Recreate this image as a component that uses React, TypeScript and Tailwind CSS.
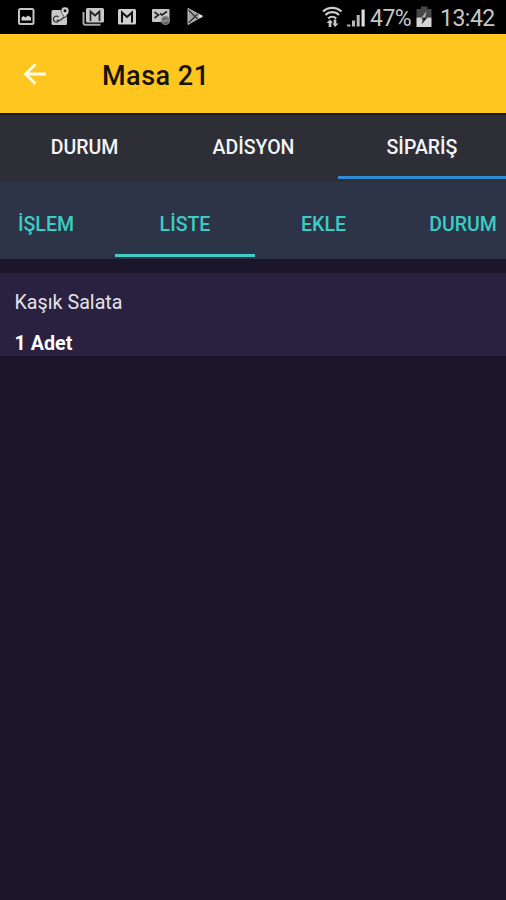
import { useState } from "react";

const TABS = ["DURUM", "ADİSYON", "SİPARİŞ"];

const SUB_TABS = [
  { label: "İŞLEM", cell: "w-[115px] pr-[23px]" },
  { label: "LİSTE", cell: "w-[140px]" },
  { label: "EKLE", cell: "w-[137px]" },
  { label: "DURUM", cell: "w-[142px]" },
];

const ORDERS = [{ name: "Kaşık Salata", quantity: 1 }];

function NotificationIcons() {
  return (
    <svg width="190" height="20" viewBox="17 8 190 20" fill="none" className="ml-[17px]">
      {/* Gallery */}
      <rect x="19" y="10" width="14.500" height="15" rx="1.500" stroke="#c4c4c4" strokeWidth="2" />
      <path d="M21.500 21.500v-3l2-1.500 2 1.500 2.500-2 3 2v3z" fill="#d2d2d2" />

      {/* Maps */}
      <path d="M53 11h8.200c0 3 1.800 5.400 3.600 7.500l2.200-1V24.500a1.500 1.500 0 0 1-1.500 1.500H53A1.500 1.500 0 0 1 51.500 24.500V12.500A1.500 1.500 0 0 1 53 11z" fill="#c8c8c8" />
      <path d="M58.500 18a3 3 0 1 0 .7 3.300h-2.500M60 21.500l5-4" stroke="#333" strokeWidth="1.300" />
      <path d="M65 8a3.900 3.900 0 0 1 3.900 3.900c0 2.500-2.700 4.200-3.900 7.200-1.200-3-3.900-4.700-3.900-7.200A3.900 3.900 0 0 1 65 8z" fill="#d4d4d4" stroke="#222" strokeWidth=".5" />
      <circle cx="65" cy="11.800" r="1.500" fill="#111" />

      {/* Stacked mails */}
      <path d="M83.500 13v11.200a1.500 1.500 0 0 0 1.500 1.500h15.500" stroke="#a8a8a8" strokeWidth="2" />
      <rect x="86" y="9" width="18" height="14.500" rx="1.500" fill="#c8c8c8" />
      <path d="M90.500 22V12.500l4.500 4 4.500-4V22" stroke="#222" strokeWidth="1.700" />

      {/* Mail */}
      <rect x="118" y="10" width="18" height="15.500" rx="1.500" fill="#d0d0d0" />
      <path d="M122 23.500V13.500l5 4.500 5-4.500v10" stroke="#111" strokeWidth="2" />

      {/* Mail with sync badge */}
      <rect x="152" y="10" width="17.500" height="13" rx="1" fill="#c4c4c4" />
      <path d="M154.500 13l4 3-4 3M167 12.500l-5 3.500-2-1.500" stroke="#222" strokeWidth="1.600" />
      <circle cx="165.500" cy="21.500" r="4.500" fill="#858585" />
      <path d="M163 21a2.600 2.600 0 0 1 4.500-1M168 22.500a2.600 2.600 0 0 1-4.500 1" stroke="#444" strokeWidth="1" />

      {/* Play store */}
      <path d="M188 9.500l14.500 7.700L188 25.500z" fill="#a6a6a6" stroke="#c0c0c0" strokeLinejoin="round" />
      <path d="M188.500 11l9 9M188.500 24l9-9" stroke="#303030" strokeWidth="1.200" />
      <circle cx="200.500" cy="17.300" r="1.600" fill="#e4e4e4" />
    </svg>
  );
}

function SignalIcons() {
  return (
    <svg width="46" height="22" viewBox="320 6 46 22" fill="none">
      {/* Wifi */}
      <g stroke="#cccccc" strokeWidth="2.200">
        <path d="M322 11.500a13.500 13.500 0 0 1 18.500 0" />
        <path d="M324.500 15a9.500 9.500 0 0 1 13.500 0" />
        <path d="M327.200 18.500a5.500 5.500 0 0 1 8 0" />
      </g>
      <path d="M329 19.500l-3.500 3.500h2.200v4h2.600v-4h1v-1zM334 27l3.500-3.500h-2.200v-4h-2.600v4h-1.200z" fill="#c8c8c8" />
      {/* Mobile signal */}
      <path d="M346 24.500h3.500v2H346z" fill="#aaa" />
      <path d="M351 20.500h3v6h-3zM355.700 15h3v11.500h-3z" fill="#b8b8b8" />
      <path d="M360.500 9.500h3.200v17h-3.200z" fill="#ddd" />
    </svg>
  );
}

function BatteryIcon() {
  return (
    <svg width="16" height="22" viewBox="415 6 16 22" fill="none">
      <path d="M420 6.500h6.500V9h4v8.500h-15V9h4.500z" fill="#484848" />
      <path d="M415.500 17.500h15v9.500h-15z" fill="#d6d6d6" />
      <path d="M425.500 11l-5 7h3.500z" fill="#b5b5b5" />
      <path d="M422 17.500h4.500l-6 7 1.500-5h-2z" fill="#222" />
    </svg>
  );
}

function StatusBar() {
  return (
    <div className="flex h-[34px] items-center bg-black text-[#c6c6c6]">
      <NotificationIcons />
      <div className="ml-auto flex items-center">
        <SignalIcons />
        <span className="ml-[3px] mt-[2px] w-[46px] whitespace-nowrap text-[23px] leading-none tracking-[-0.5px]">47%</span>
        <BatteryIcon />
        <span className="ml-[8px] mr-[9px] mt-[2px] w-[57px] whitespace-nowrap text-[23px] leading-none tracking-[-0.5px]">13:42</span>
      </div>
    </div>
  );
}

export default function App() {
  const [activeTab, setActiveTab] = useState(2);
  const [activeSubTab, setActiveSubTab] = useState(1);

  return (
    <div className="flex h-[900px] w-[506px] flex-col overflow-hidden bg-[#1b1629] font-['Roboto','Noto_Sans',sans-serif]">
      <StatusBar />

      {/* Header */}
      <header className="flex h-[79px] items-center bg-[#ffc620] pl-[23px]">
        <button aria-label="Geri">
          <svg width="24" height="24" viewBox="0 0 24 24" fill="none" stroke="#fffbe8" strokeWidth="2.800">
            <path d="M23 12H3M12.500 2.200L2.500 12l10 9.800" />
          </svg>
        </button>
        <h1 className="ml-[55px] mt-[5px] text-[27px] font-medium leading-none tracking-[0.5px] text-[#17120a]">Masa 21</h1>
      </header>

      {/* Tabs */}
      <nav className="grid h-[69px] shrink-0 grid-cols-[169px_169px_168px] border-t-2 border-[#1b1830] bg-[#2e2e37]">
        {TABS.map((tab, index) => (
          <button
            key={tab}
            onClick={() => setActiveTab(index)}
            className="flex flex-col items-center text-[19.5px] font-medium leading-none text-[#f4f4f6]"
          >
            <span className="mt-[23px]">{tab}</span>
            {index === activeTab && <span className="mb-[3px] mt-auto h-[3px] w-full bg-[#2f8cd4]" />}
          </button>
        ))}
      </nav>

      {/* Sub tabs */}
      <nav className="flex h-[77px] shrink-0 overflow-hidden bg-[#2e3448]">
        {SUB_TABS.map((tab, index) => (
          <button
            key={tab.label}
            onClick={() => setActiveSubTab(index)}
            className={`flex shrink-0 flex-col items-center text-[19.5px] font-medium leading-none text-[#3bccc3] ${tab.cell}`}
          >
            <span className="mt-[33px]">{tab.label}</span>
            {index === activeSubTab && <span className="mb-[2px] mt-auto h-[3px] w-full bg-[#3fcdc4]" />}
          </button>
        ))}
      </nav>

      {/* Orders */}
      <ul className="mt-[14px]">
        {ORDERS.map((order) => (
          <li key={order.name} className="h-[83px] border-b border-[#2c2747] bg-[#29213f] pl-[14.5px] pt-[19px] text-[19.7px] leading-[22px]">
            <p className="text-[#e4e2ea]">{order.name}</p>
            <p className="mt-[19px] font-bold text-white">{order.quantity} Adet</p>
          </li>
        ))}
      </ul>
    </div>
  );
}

________________

» **Problem details**: Leave out any pictures, please, and quote only the lines from the top of the data through the line that contains "21.500v-3l2-1.500 2 1.500".

» **Output of the task**:
Recreate this image as a component that uses React, TypeScript and Tailwind CSS.
import { useState } from "react";

const TABS = ["DURUM", "ADİSYON", "SİPARİŞ"];

const SUB_TABS = [
  { label: "İŞLEM", cell: "w-[115px] pr-[23px]" },
  { label: "LİSTE", cell: "w-[140px]" },
  { label: "EKLE", cell: "w-[137px]" },
  { label: "DURUM", cell: "w-[142px]" },
];

const ORDERS = [{ name: "Kaşık Salata", quantity: 1 }];

function NotificationIcons() {
  return (
    <svg width="190" height="20" viewBox="17 8 190 20" fill="none" className="ml-[17px]">
      {/* Gallery */}
      <rect x="19" y="10" width="14.500" height="15" rx="1.500" stroke="#c4c4c4" strokeWidth="2" />
      <path d="M21.500 21.500v-3l2-1.500 2 1.500 2.500-2 3 2v3z" fill="#d2d2d2" />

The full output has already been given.